A good example of the power of operator subsidies: the Chinese operators will likely reduce their subsidies because it costs them too much, and HTC and Samsung will likely suffer for it.
The fundamental problem of operator subsidies is explained in this article: consumers don’t appreciate the true cost of their devices any more. Let’s remember that something similar happened when people started to expect everything online to be free: nowadays people don’t want to pay for information or services, but are also annoyed at ever-more-pervasive ads. Although ads are something that won’t occur in smartphone sales, something else that is equally annoying might.

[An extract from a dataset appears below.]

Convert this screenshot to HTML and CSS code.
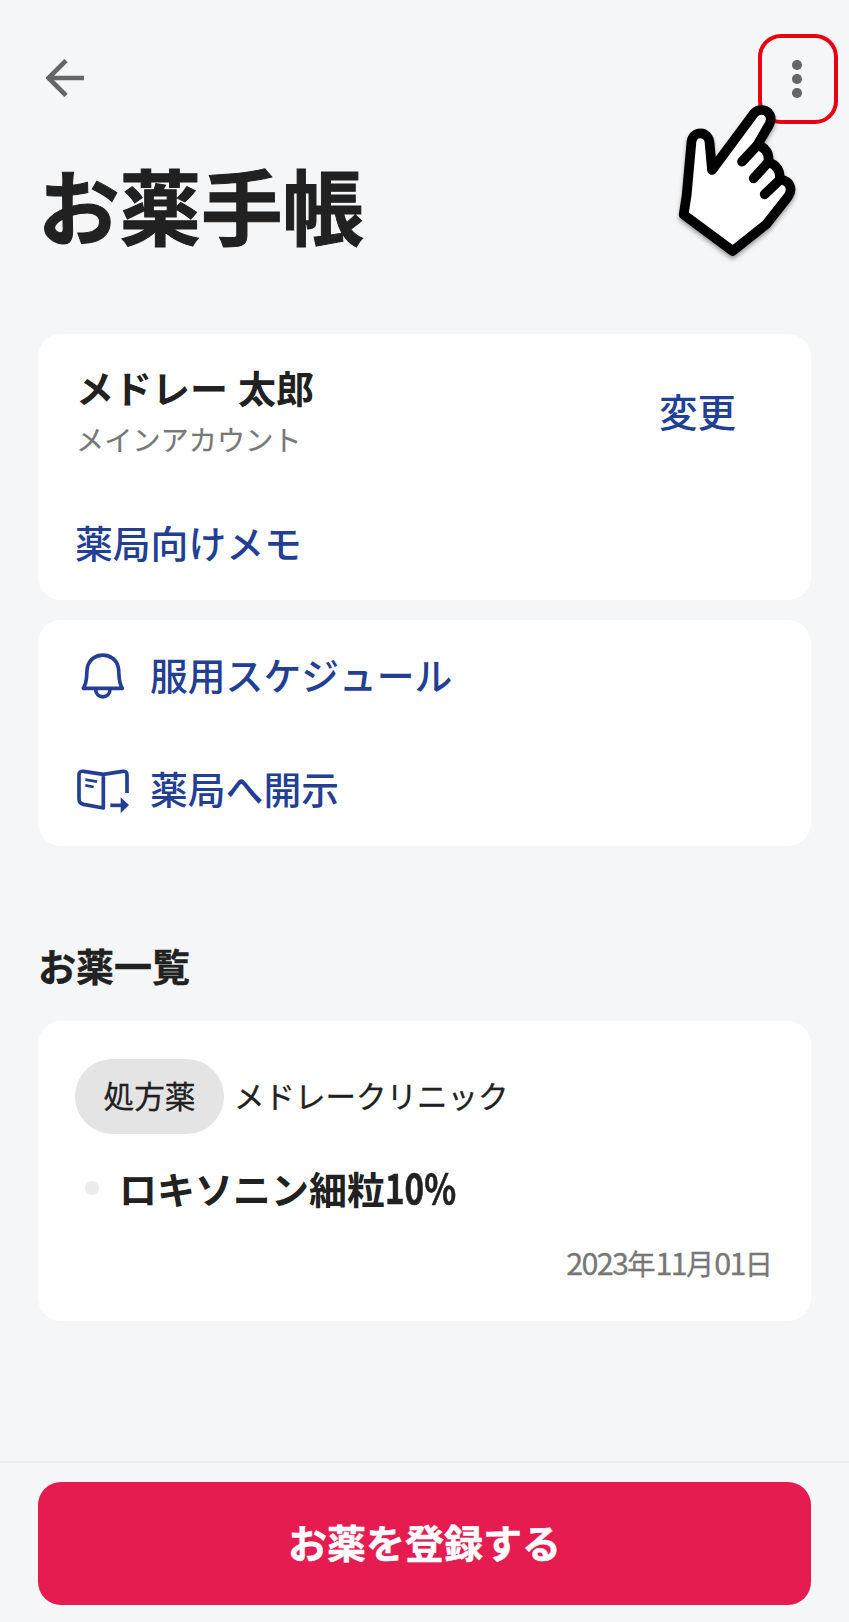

An interesting case study of the Spanish mobile market after Telefónica, and later Vodafone, phased out operator subsidies. Initially the operators took a hit when sales went down, but things stabilised pretty soon.
What is a smartphone?
My market share category keeps track of the various market shares; mostly browsing share, but occasionally also sales and installed base market share.

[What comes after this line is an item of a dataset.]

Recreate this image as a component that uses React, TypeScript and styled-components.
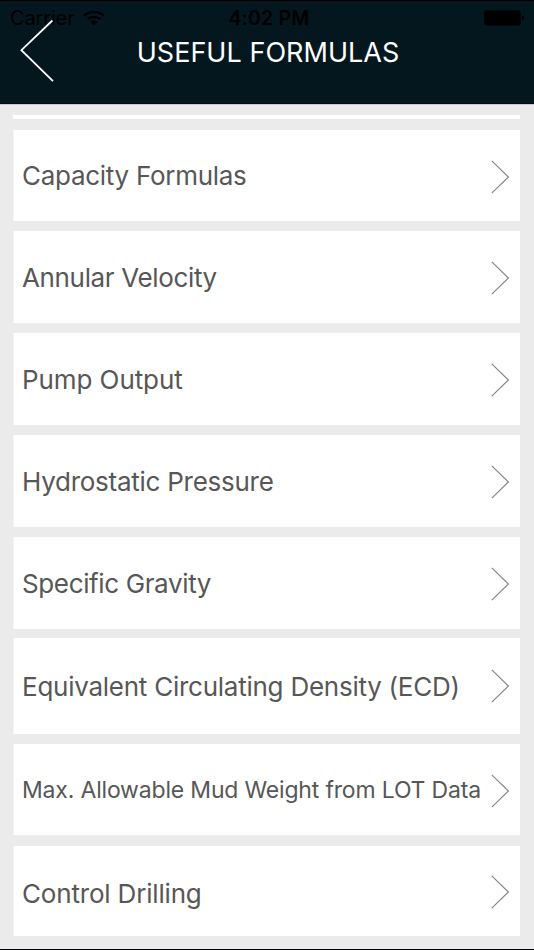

Tomi Ahonen notes that something fundamental is shifting among device vendors: Samsung is losing its dominant position from about Q2 2014 on. Its sales market share shrank from 31% to 25%. This lost share was mostly picked up by Chinese vendors.
In the same article we see that Apple’s sales market share crashed from 15% in Q1 to 12% in Q2. This is perfectly normal: consumers know that September will bring a new iPhone model, and they refuse to buy the older model, causing Apple’s sales to go down. This happens every year and is nothing to worry about.